AIM: Return every line below in which "that" appears.

PROVIDED DATA:
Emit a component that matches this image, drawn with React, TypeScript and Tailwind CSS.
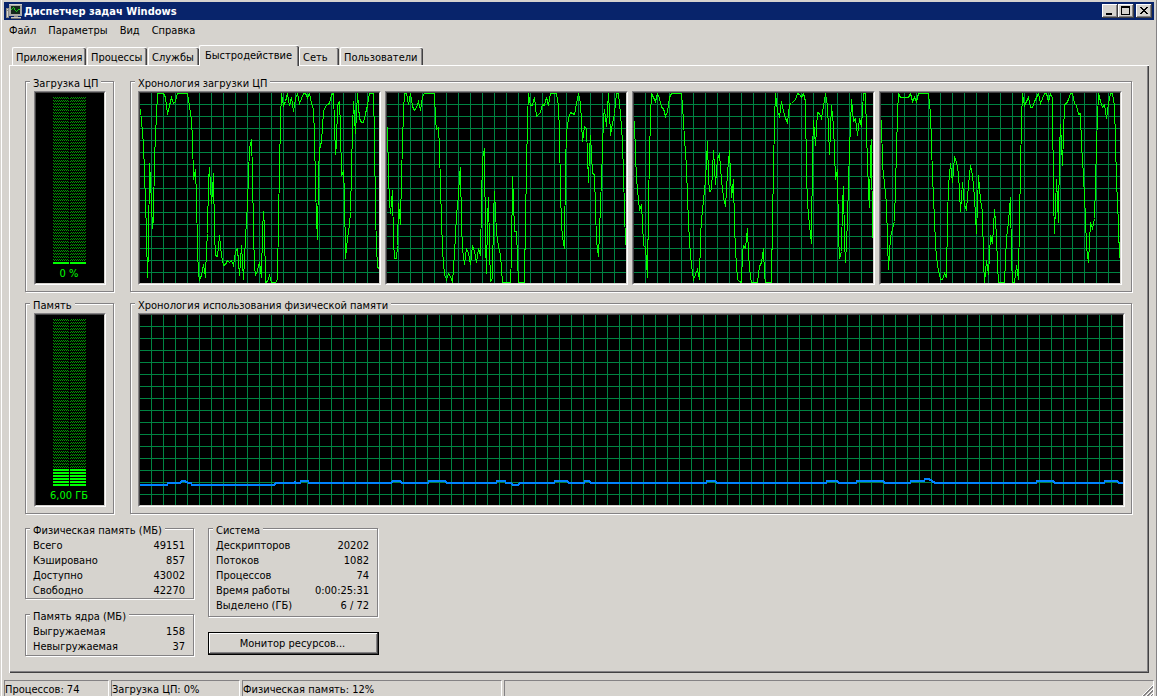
import { ReactNode, useId, useState } from "react";

const TABS = [
  { name: "Приложения", width: "w-[74px] mr-px" },
  { name: "Процессы", width: "w-[60px] mr-px" },
  { name: "Службы", width: "w-[51px]" },
  { name: "Быстродействие", width: "w-[100px]" },
  { name: "Сеть", width: "w-[40px] mr-px" },
  { name: "Пользователи", width: "w-[83px]" },
];

const MENU = ["Файл", "Параметры", "Вид", "Справка"];

const CPU_TRACES = [
  "0,16 3,51 5,109 6,140 7,184 8,155 9,70 10,87 12,135 13,125 14,64 17,0 23,0 25,4 27,21 29,12 31,4 33,10 35,8 37,0 47,0 49,13 51,27 52,45 53,86 55,76 56,104 57,155 58,181 59,186 61,182 63,171 65,184 66,155 67,140 68,87 69,74 71,110 72,97 73,80 74,140 75,162 77,163 79,142 81,162 83,172 85,171 87,167 89,169 91,167 93,172 95,158 97,155 99,182 101,152 103,186 105,145 107,110 108,82 109,55 111,46 112,79 113,139 114,173 115,182 117,177 119,169 121,184 122,137 123,118 124,135 125,189 127,188 129,182 131,189 135,189 137,186 138,125 139,77 140,26 141,0 143,12 145,8 147,0 149,12 151,4 153,18 155,5 157,0 159,10 161,5 163,0 165,0 167,4 169,0 171,10 173,16 174,42 175,92 176,125 177,146 178,80 179,56 181,48 183,18 185,13 187,11 189,10 191,1 193,0 194,32 195,61 196,51 197,12 199,8 200,35 201,82 203,78 204,100 205,165 207,145 209,131 210,118 211,78 212,35 213,8 215,40 216,20 217,0 219,25 221,29 223,29 225,20 227,12 229,0 233,0 234,44 235,118 236,155 237,172 238,176",
  "0,34 1,82 2,108 3,120 5,97 6,148 7,165 9,165 10,152 11,110 13,131 14,82 15,51 16,17 17,0 19,0 21,11 23,0 25,13 27,17 29,14 31,8 33,17 35,3 37,0 47,0 48,27 49,36 51,34 52,54 53,95 54,125 55,157 57,181 59,186 61,180 63,183 65,189 67,160 69,122 71,101 72,82 73,74 74,132 75,155 77,171 79,155 81,160 83,171 85,152 87,158 89,169 91,155 93,162 94,110 95,65 97,55 98,149 99,180 100,125 101,104 102,153 103,188 105,185 106,122 107,98 109,139 111,153 113,162 115,189 123,189 124,162 125,83 126,107 127,138 129,138 130,165 131,189 137,189 138,125 139,78 140,25 141,0 143,12 145,12 147,4 149,23 151,21 153,19 155,11 157,12 159,4 161,12 163,0 169,0 171,12 172,41 173,98 174,130 175,144 177,155 178,72 179,39 181,25 183,19 187,21 189,10 191,0 193,10 195,48 197,33 199,35 200,62 201,89 202,58 203,42 205,80 207,81 208,115 209,148 211,163 212,138 213,112 214,85 215,57 216,23 217,16 219,33 221,0 222,18 223,42 225,30 227,20 229,0 231,0 233,20 235,48 236,82 237,115 238,152",
  "0,28 1,62 2,84 3,97 5,116 7,112 8,128 9,152 11,154 13,184 14,110 15,64 16,22 17,0 19,4 21,8 23,0 25,5 27,14 29,15 31,23 33,18 35,4 37,0 47,0 48,12 50,45 52,74 53,105 54,127 55,149 57,172 59,186 61,181 63,176 65,186 66,144 67,126 69,107 71,87 73,48 74,84 75,98 77,97 79,57 81,91 83,65 85,61 87,87 89,104 91,113 93,79 95,57 97,104 99,86 100,132 101,157 103,186 105,188 107,189 108,160 109,152 111,155 113,135 114,162 116,184 117,189 123,189 125,173 127,169 129,155 130,182 131,189 137,189 138,125 139,78 140,26 141,0 143,18 145,23 147,8 149,18 151,25 153,29 155,11 157,10 159,8 161,6 163,0 165,1 167,4 169,0 171,8 172,80 173,110 175,132 177,150 178,58 179,27 181,52 183,19 185,20 187,25 189,13 191,0 193,12 195,61 197,12 199,32 201,86 203,76 204,142 205,165 207,158 208,110 209,93 210,148 211,169 213,128 214,88 215,57 217,6 219,28 221,25 223,42 225,25 227,33 229,0 231,0 232,40 234,98 235,114 236,58 237,46 238,145",
  "0,27 1,72 3,90 5,110 6,148 7,176 9,144 11,135 13,128 14,92 15,58 16,20 17,0 19,4 27,4 29,0 31,8 33,4 35,8 37,0 47,0 49,20 51,82 52,105 53,125 54,152 56,172 59,186 61,186 63,180 65,184 66,125 67,92 69,70 71,89 73,63 75,69 77,80 79,118 81,89 83,112 85,116 87,92 89,72 91,82 93,104 95,140 97,82 99,107 101,118 102,168 103,189 105,167 107,181 109,142 111,150 113,116 115,142 116,172 117,189 123,189 125,145 127,128 129,104 130,165 131,189 133,189 135,172 137,186 138,125 139,78 140,26 141,0 143,12 145,8 147,4 149,14 151,14 153,8 155,4 157,0 159,10 161,5 163,0 165,0 167,8 169,0 171,5 172,105 173,140 175,86 177,129 178,57 179,31 181,72 183,11 185,10 187,6 189,0 191,0 193,10 195,12 197,21 199,20 200,52 202,82 204,125 205,154 207,169 209,129 211,135 213,125 214,92 215,50 216,25 217,0 219,8 221,14 223,11 225,25 227,10 229,0 231,0 233,12 234,48 235,88 236,108 237,132 238,165",
];

const MEMORY_TRACE =
  "0,170 27,170 28,168 40,168 42,166 45,166 48,168 51,168 52,170 134,170 136,168 154,168 155,167 156,168 160,168 161,166 168,166 169,168 251,168 253,166 260,166 262,168 288,168 289,166 305,166 307,168 356,168 357,166 365,166 366,168 371,168 373,170 378,170 380,168 414,168 415,166 427,166 429,168 444,168 445,166 449,166 451,168 566,168 567,166 575,166 577,168 686,168 687,166 697,166 699,168 716,168 717,166 743,166 745,168 770,168 771,166 784,166 785,164 789,164 792,166 795,168 896,168 897,166 913,166 915,168 964,168 965,166 977,166 979,168 983,168";

interface GroupProps {
  title: string;
  className?: string;
  children: ReactNode;
}

const Group: React.FC<GroupProps> = ({ title, className = "", children }) => (
  <fieldset
    className={`min-w-0 border border-[#848284] pt-px pl-[7px] shadow-[1px_1px_#fff,inset_1px_1px_#fff] ${className}`}
  >
    <legend className="-ml-[3px] bg-[#d6d3ce] px-[3px] pt-[5px] leading-[12px] whitespace-nowrap">
      {title}
    </legend>
    {children}
  </fieldset>
);

// Sunken black box that every chart and meter sits in
const Well = ({ className = "", children }: { className?: string; children: ReactNode }) => (
  <div
    className={`h-[194px] border border-t-[#848284] border-l-[#848284] border-r-white border-b-white ${className}`}
  >
    <div className="h-full border border-t-[#424142] border-l-[#424142] border-r-[#d6d3ce] border-b-[#d6d3ce] bg-black">
      {children}
    </div>
  </div>
);

interface ChartProps {
  points: string;
  width: number;
  memory?: boolean;
}

const Chart: React.FC<ChartProps> = ({ points, width, memory }) => {
  const grid = useId();

  return (
    <Well>
      <svg className="block h-full w-full" shapeRendering="crispEdges">
        <defs>
          <pattern id={grid} width="12" height="12" patternUnits="userSpaceOnUse">
            <path d="M11 0h1v12H0v-1h11z" fill="#008442" />
          </pattern>
        </defs>
        <rect width="100%" height="100%" fill={`url(#${grid})`} />
        <svg width="100%" height="100%" viewBox={`0 0 ${width} 190`} preserveAspectRatio="none">
          <polyline
            points={points}
            fill="none"
            stroke={memory ? "#0082ff" : "#00ff00"}
            strokeWidth={memory ? 2 : 1}
            transform={memory ? undefined : "translate(0.5 0.5)"}
            vectorEffect="non-scaling-stroke"
          />
        </svg>
      </svg>
    </Well>
  );
};

const ROWS = 56;

const Meter = ({ id, lit, label }: { id: string; lit: number; label: string }) => (
  <Well className="ml-px w-[72px]">
    <svg className="block" width="68" height="174" shapeRendering="crispEdges">
      <defs>
        <pattern id={id} x="17" y="4" width="2" height="3" patternUnits="userSpaceOnUse">
          <rect width="1" height="1" fill="#009a00" />
          <rect x="1" y="1" width="1" height="1" fill="#009a00" />
        </pattern>
      </defs>
      <rect x="17" y="4" width="33" height={(ROWS - lit) * 3} fill={`url(#${id})`} />
      {Array.from({ length: lit }, (_, i) => (
        <rect key={i} x="17" y={4 + (ROWS - 1 - i) * 3} width="33" height="2" fill="#00ff00" />
      ))}
      <rect x="33" y="4" width="1" height="168" fill="#000" />
    </svg>
    <div className="pr-[2px] text-center leading-[14px] text-[#00ff00]">{label}</div>
  </Well>
);

const Stats = ({ rows }: { rows: string[][] }) => (
  <table className="w-full">
    <tbody>
      {rows.map(([name, value]) => (
        <tr key={name} className="h-[15px] leading-[15px]">
          <th scope="row" className="p-0 text-left font-normal whitespace-nowrap">
            {name}
          </th>
          <td className="p-0 text-right whitespace-nowrap">{value}</td>
        </tr>
      ))}
    </tbody>
  </table>
);

const WindowButton = ({ label, className = "", d }: { label: string; className?: string; d: string }) => (
  <button
    aria-label={label}
    className={`h-[14px] w-4 bg-[#d6d3ce] shadow-[inset_-1px_-1px_#424142,inset_1px_1px_#fff,inset_-2px_-2px_#848284] ${className}`}
  >
    <svg className="block" width="16" height="14" shapeRendering="crispEdges">
      <path d={d} fill="#000" fillRule="evenodd" />
    </svg>
  </button>
);

const AppIcon = () => (
  <svg width="16" height="16" shapeRendering="crispEdges">
    <path d="M0 5h3v10H0z" fill="#8c8c88" />
    <path d="M1 6h1v1H1zM1 8h1v6H1z" fill="#d8d8d4" />
    <path d="M3 1h13v12H3z" fill="#a8a8a4" />
    <path d="M3 1h13v1H3z" fill="#d0d0cc" />
    <path d="M5 3h9v8H5z" fill="#14281c" />
    <path d="M5 6h1v1H5zM6 5h1v1H6zM7 4h1v1H7zM8 5h1v2H8zM9 7h1v1H9zM10 8h1v1h-1zM11 7h1v1h-1zM12 6h2v1h-2z" fill="#18c818" />
    <path d="M8 13h4v1H8z" fill="#8c8c88" />
    <path d="M5 14h10v1H5z" fill="#c8c8c4" />
    <path d="M5 15h10v1H5z" fill="#70706c" />
  </svg>
);

const App = () => {
  const [tab, setTab] = useState("Быстродействие");

  return (
    <div className="flex min-h-screen bg-[#d6d3ce] pl-px font-['DejaVu_Sans_Condensed','DejaVu_Sans',sans-serif] text-[11px] text-black">
      <div className="flex min-w-0 flex-1 flex-col border-r border-l border-r-[#848284] border-l-white px-[2px] pt-[2px]">
        <header className="flex h-[18px] items-center bg-[#08246b] px-[2px] text-white">
          <AppIcon />
          <h1 className="ml-[2px] flex-1 pt-px leading-[18px] font-bold whitespace-nowrap">Диспетчер задач Windows</h1>
          <WindowButton label="Свернуть" d="M4 9h6v2H4z" />
          <WindowButton label="Развернуть" d="M3 2h9v9H3zM4 4v6h7V4z" />
          <WindowButton
            label="Закрыть"
            className="ml-[2px]"
            d="M4 3h2v1h1v1h2V4h1V3h2v1h-1v1h-1v1H9v1h1v1h1v1h1v1h-2V9H9V8H7v1H6v1H4V9h1V8h1V7h1V6H6V5H5V4H4z"
          />
        </header>

        <nav className="flex h-5 gap-3 pl-[5px]">
          {MENU.map((item) => (
            <button key={item} className="pt-[2px]">
              {item}
            </button>
          ))}
        </nav>

        <div role="tablist" className="mx-[5px] mt-[5px] flex h-5 items-end pl-[3px]">
          {TABS.map(({ name, width }) => (
            <button
              key={name}
              role="tab"
              aria-selected={tab === name}
              onClick={() => setTab(name)}
              className={`rounded-t-[2px] border-t border-l border-white text-left whitespace-nowrap shadow-[inset_-1px_0_#424142,inset_-2px_0_#848284] ${width} ${
                tab === name
                  ? "relative -mb-px h-[21px] bg-[#d6d3ce] pt-px pl-[5px]"
                  : "h-[18px] pt-[2px] pl-[3px]"
              }`}
            >
              {name}
            </button>
          ))}
        </div>

        <main className="mx-[5px] flex-1 border-t border-l border-white pb-[14px] shadow-[inset_-1px_-1px_#424142,inset_-2px_-2px_#848284]">
          <div className="flex flex-col pt-[7px] pr-[17px] pl-[15px]">
            <div className="flex gap-4">
              <Group title="Загрузка ЦП" className="w-[89px] shrink-0 pb-[6px]">
                <Meter id="cpu-meter" lit={1} label="0 %" />
              </Group>
              <Group title="Хронология загрузки ЦП" className="flex-1 pr-[9px] pb-[6px]">
                <div className="grid grid-cols-4 gap-1">
                  {CPU_TRACES.map((points, i) => (
                    <Chart key={i} points={points} width={239} />
                  ))}
                </div>
              </Group>
            </div>

            <div className="mt-[3px] flex gap-4">
              <Group title="Память" className="w-[89px] shrink-0 pb-[6px]">
                <Meter id="memory-meter" lit={6} label="6,00 ГБ" />
              </Group>
              <Group title="Хронология использования физической памяти" className="flex-1 pr-[6px] pb-[6px]">
                <Chart points={MEMORY_TRACE} width={983} memory />
              </Group>
            </div>

            <div className="mt-[6px] flex items-start gap-[14px]">
              <div className="flex w-[169px] flex-col gap-[7px]">
                <Group title="Физическая память (МБ)" className="pr-2">
                  <Stats
                    rows={[
                      ["Всего", "49151"],
                      ["Кэшировано", "857"],
                      ["Доступно", "43002"],
                      ["Свободно", "42270"],
                    ]}
                  />
                </Group>
                <Group title="Память ядра (МБ)" className="pr-2 pb-px">
                  <Stats
                    rows={[
                      ["Выгружаемая", "158"],
                      ["Невыгружаемая", "37"],
                    ]}
                  />
                </Group>
              </div>
              <div className="flex w-[171px] flex-col gap-[15px]">
                <Group title="Система" className="mr-px pr-2 pb-[3px]">
                  <Stats
                    rows={[
                      ["Дескрипторов", "20202"],
                      ["Потоков", "1082"],
                      ["Процессов", "74"],
                      ["Время работы", "0:00:25:31"],
                      ["Выделено (ГБ)", "6 / 72"],
                    ]}
                  />
                </Group>
                <button className="h-[23px] border border-black pt-px pr-[2px] shadow-[inset_-1px_-1px_#424142,inset_1px_1px_#fff,inset_-2px_-2px_#848284]">
                  Монитор ресурсов...
                </button>
              </div>
            </div>
          </div>
        </main>

        <footer className="mt-[7px] flex h-4 gap-[2px] overflow-hidden leading-[17px] whitespace-nowrap">
          <div className="w-[105px] border-t border-r border-l border-[#848284] border-r-white">Процессов: 74</div>
          <div className="w-[129px] border-t border-r border-l border-[#848284] border-r-white">Загрузка ЦП: 0%</div>
          <div className="w-[260px] border-t border-r border-l border-[#848284] border-r-white">
            Физическая память: 12%
          </div>
          <div className="flex flex-1 items-end justify-end border-t border-r border-l border-[#848284] border-r-white">
            <svg width="11" height="11">
              <path d="M0 11L11 0M4 11L11 4M8 11L11 8" stroke="#fff" />
              <path d="M1 11L11 1M2 11L11 2M5 11L11 5M6 11L11 6M9 11L11 9" stroke="#848284" />
            </svg>
          </div>
        </footer>
      </div>
    </div>
  );
};

export default App;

TASK ANSWER:
Emit a component that matches this image, drawn with React, TypeScript and Tailwind CSS.
// Sunken black box that every chart and meter sits in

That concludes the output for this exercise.